This is the third and final blog in my series about last week’s Salesforce1 event in Philadelphia.
I’ve discussed the growth of the Salesforce ecosystem and how the company is bringing back the integration because SFA, CRM and help desks to ensure customer facing systems work together. They also have partners with applications such as accounting, quoting and other add-ons to the full process. The final big issue is how that needs to change reporting.
It’s easy to create charts and desktops for single applications focused on a department or function. That’s not why business intelligence exists. Upper management needs to better understand how their organizations are performing, and that means analyzing information that comes from multiple systems. BI’s goal is to provide actionable information about the business. That’s why it grew alongside data warehouses that gathered information from disparate systems. Now that Salesforce is clearly creating an integrated environment, are their analytics growing apace? Sadly, no.
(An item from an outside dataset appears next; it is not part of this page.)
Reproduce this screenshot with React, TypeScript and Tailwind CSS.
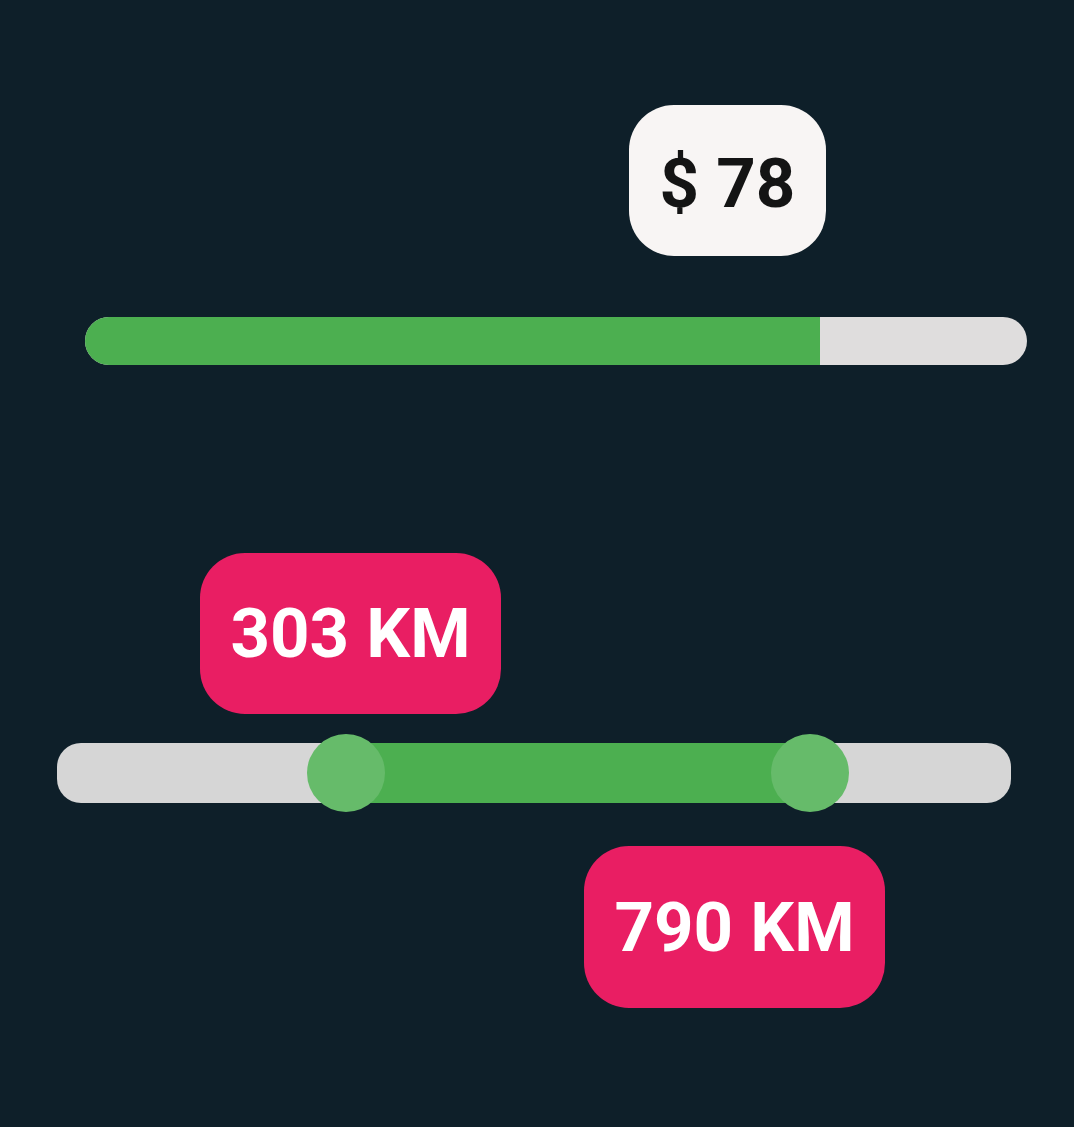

“Analytics Unleashed” was the key session that interested me above all others. However, to paraphrase Gertrude Stein, there wasn’t much there there. It looked like simple reports slapped into basic dashboards with no real drill down or data discovery capability. Admittedly, the major part of their demonstration didn’t work and it might have been in that, but I didn’t see anything on in the exhibit hall to make me think there was.
Well, not from Salesforce directly, but don’t be without hope. I’ve talked about the ecosystem they’ve clearly built with Salesforce1, and that comes with advantages. One of those advantages is Birst, a business intelligence firm.
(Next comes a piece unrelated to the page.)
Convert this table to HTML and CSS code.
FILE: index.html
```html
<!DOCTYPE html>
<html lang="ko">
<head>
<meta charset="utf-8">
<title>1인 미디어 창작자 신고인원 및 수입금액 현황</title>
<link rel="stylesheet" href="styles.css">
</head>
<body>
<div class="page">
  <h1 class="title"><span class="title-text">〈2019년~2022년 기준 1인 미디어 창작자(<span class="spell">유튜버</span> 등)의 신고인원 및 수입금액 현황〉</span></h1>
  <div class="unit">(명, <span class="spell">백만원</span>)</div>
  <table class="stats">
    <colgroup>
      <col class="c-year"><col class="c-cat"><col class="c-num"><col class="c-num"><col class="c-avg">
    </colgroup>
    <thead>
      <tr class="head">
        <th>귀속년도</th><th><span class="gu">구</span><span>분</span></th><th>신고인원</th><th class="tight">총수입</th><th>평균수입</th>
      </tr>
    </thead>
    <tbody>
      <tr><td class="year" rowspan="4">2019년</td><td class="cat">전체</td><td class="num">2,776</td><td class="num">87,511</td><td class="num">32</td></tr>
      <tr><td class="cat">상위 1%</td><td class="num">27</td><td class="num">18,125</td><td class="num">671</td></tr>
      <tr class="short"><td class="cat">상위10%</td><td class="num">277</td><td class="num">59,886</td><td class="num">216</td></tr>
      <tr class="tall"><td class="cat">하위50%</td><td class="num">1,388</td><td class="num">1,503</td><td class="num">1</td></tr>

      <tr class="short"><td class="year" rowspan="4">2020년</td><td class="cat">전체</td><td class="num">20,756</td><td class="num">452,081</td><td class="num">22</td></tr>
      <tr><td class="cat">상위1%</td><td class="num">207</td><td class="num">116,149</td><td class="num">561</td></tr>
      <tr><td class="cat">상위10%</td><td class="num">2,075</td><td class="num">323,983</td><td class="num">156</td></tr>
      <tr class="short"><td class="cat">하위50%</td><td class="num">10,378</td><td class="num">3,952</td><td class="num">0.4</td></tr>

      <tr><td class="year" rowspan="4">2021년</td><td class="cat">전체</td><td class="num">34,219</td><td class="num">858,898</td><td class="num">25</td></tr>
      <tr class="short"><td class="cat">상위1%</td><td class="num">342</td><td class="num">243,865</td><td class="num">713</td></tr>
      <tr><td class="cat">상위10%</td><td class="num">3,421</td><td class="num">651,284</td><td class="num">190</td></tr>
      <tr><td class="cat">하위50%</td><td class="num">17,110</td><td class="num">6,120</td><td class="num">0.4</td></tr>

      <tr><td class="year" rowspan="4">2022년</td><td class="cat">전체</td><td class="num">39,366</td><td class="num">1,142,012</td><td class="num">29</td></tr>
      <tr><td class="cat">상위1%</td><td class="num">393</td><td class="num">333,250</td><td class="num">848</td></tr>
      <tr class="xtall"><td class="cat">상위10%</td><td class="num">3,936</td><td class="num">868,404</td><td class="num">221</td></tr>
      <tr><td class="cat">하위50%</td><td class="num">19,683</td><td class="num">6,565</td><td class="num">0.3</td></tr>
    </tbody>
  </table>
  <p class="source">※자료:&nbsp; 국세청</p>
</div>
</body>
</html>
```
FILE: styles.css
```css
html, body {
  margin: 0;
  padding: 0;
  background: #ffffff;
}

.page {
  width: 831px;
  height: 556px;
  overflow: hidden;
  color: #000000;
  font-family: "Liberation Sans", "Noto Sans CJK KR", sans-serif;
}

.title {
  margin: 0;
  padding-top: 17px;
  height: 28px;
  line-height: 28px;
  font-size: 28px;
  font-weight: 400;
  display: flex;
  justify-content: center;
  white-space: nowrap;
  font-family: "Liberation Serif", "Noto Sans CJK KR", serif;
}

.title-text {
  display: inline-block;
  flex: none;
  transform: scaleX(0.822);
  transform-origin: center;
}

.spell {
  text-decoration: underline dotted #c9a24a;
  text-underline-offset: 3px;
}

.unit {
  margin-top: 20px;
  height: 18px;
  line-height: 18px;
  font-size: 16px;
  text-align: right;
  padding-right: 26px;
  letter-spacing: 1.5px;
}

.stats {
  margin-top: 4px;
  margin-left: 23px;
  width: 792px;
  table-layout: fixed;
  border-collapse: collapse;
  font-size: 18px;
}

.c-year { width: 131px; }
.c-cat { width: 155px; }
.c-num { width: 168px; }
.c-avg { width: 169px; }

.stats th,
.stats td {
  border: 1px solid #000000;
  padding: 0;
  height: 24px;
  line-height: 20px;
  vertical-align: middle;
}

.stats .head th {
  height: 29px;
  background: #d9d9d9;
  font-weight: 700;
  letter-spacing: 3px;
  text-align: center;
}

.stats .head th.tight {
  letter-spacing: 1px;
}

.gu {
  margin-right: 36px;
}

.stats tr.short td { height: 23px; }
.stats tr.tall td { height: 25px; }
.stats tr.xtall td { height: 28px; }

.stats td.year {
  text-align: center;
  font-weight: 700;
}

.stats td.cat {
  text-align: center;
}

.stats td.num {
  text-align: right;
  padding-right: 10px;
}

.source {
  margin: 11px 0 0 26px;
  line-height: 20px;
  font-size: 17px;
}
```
Birst is a Salesforce partner who, unlike a number of other partners at the road show, isn’t exclusively focused on Salesforce. They are in the new generation of BI firms who are working to modernize the market. They work to eliminate the need to have separate ETL and BI vendors, providing a platform to integrate that then directly supports leading edge analytics capabilities.
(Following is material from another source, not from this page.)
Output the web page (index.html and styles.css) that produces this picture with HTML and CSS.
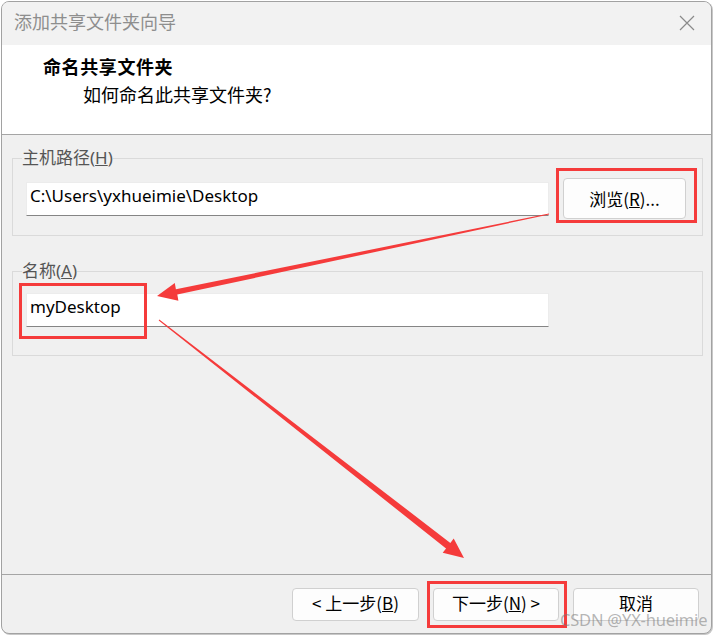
FILE: index.html
```html
<!DOCTYPE html>
<html lang="zh-CN">
<head>
<meta charset="utf-8">
<title>添加共享文件夹向导</title>
<link rel="stylesheet" href="styles.css">
</head>
<body>
<div class="window">
  <div class="titlebar">
    <span class="title">添加共享文件夹向导</span>
    <svg class="close" width="16" height="16" viewBox="0 0 16 16"><path d="M1 1 L15 15 M15 1 L1 15" stroke="#8a8a8a" stroke-width="1.2" fill="none"/></svg>
  </div>
  <div class="header">
    <div class="heading">命名共享文件夹</div>
    <div class="subheading">如何命名此共享文件夹?</div>
  </div>
  <div class="content">
    <fieldset class="group group-path">
      <legend>主机路径(<u>H</u>)</legend>
      <div class="row">
        <div class="input">C:\Users\yxhueimie\Desktop</div>
        <button class="btn btn-browse">浏览(<u>R</u>)...</button>
      </div>
    </fieldset>
    <fieldset class="group group-name">
      <legend>名称(<u>A</u>)</legend>
      <div class="row">
        <div class="input">myDesktop</div>
      </div>
    </fieldset>
  </div>
  <div class="footer">
    <button class="btn btn-nav">&lt; 上一步(<u>B</u>)</button>
    <button class="btn btn-nav">下一步(<u>N</u>) &gt;</button>
    <button class="btn btn-nav">取消</button>
  </div>
</div>

<div class="mark mark-browse"></div>
<div class="mark mark-name"></div>
<div class="mark mark-next"></div>

<svg class="arrows" width="714" height="635" viewBox="0 0 714 635">
  <polygon fill="#f53b3b" points="548.9,213.5 175.9,289.2 174.8,283.1 157,296 178.4,300.7 177.3,294.6 549.1,214.5"/>
  <polygon fill="#f53b3b" points="159.3,319.6 450.35,542.9 453.7,538.6 464,558 442.7,552.8 446.05,548.5 158.7,320.4"/>
</svg>

<div class="watermark">CSDN @YX-hueimie</div>
</body>
</html>
```
FILE: styles.css
```css
* { box-sizing: border-box; }

html, body {
  margin: 0;
  padding: 0;
  background: #ffffff;
  width: 714px;
  height: 635px;
  overflow: hidden;
}

body {
  font-family: "Noto Sans", "Noto Sans CJK SC", sans-serif;
  color: #000;
  position: relative;
}

.window {
  margin: 1px 0 0 1px;
  width: 711px;
  height: 633px;
  border: 1px solid #a2a2a2;
  border-radius: 8px;
  overflow: hidden;
  display: flex;
  flex-direction: column;
  background: #f0f0f0;
  box-shadow: 1px 1px 0 #c8c8c8;
}

.titlebar {
  height: 43px;
  flex: none;
  background: #f2f2f2;
  display: flex;
  align-items: center;
  justify-content: space-between;
  padding: 0 15px 5px 12px;
}

.title {
  font-family: "Noto Sans CJK SC", sans-serif;
  font-size: 18px;
  color: #8e8e8e;
  line-height: 24px;
}

.close { display: block; margin: 4px 1px 0 0; }

.header {
  height: 90px;
  flex: none;
  background: #ffffff;
  border-bottom: 1px solid #a5a5a5;
  padding: 9px 0 0 41px;
  font-family: "Noto Sans CJK SC", sans-serif;
}

.heading {
  font-size: 18px;
  font-weight: bold;
  line-height: 24px;
  letter-spacing: 0.6px;
}

.subheading {
  font-size: 18px;
  line-height: 24px;
  margin: 4px 0 0 40px;
}

.content {
  height: 439px;
  flex: none;
  padding: 13px 8px 0 10px;
}

.group {
  margin: 0;
  border: 1px solid #dadada;
  padding: 10px 13px 16px 13px;
  min-width: 0;
}

.group legend {
  font-family: "Noto Sans", "Noto Sans CJK SC", sans-serif;
  font-size: 17px;
  line-height: 20px;
  color: #555;
  padding: 0;
  margin-left: -4px;
}

.group-name {
  margin-top: 25px;
  padding-top: 12px;
  padding-bottom: 28px;
}

.row {
  display: flex;
  align-items: center;
  gap: 14px;
}

.input {
  width: 523px;
  height: 34px;
  background: #ffffff;
  border: 1px solid #ececec;
  border-bottom: 1px solid #858585;
  font-size: 17px;
  line-height: 25px;
  padding-left: 3px;
  white-space: nowrap;
}

.btn {
  font-family: "Noto Sans CJK SC", "Noto Sans", sans-serif;
  font-size: 17px;
  line-height: 20px;
  color: #000;
  background: #fdfdfd;
  border: 1px solid #d0d0d0;
  border-radius: 4px;
  padding: 0;
}

.btn-browse {
  width: 123px;
  height: 41px;
}

.footer {
  flex: 1;
  border-top: 1px solid #a5a5a5;
  display: flex;
  justify-content: flex-end;
  align-items: flex-start;
  gap: 14px;
  padding: 13px 12px 0 0;
}

.btn-nav {
  width: 126px;
  height: 33px;
  padding-bottom: 3px;
}

.btn-nav:first-child { width: 127px; }

.mark {
  position: absolute;
  border: 3px solid #f53b3b;
}

.mark-browse { left: 556px; top: 168px; width: 141px; height: 55px; }
.mark-name { left: 19px; top: 283px; width: 128px; height: 56px; }
.mark-next { left: 427px; top: 581px; width: 140px; height: 47px; }

.arrows {
  position: absolute;
  left: 0;
  top: 0;
  pointer-events: none;
}

.watermark {
  position: absolute;
  left: 560px;
  top: 613px;
  font-family: "Noto Sans", sans-serif;
  font-size: 16.5px;
  line-height: 14px;
  color: rgba(120, 120, 120, 0.55);
  white-space: nowrap;
  letter-spacing: -0.2px;
}
```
That ability combines with a SaaS architecture to allow Birst to work well with Salesforce1. I talked with them at their stand and the integration seemed clean from a UI standpoint. I’d have to dig deeper to understand how well Birst helps Salesforce integrate with other systems, but things look hopeful.
Salesforce seems to be viewing BI the same way as the other large companies. Even with their more modern history, advanced SaaS architecture and appropriately Web nimble interfaces, Salesforce still thinks of analytics as reporting. If “we” get all applications under our control, we just extend our reporting. That’s not BI. Analytics is a more advanced way of providing better information for decision making.
At some point, I’m sure Salesforce will come to that understanding, and then who knows what will happen. Until then, Salesforce customers can still access the next generation of BI and analytics through the ecosystem that allows Salesforce and Birst to work in concert.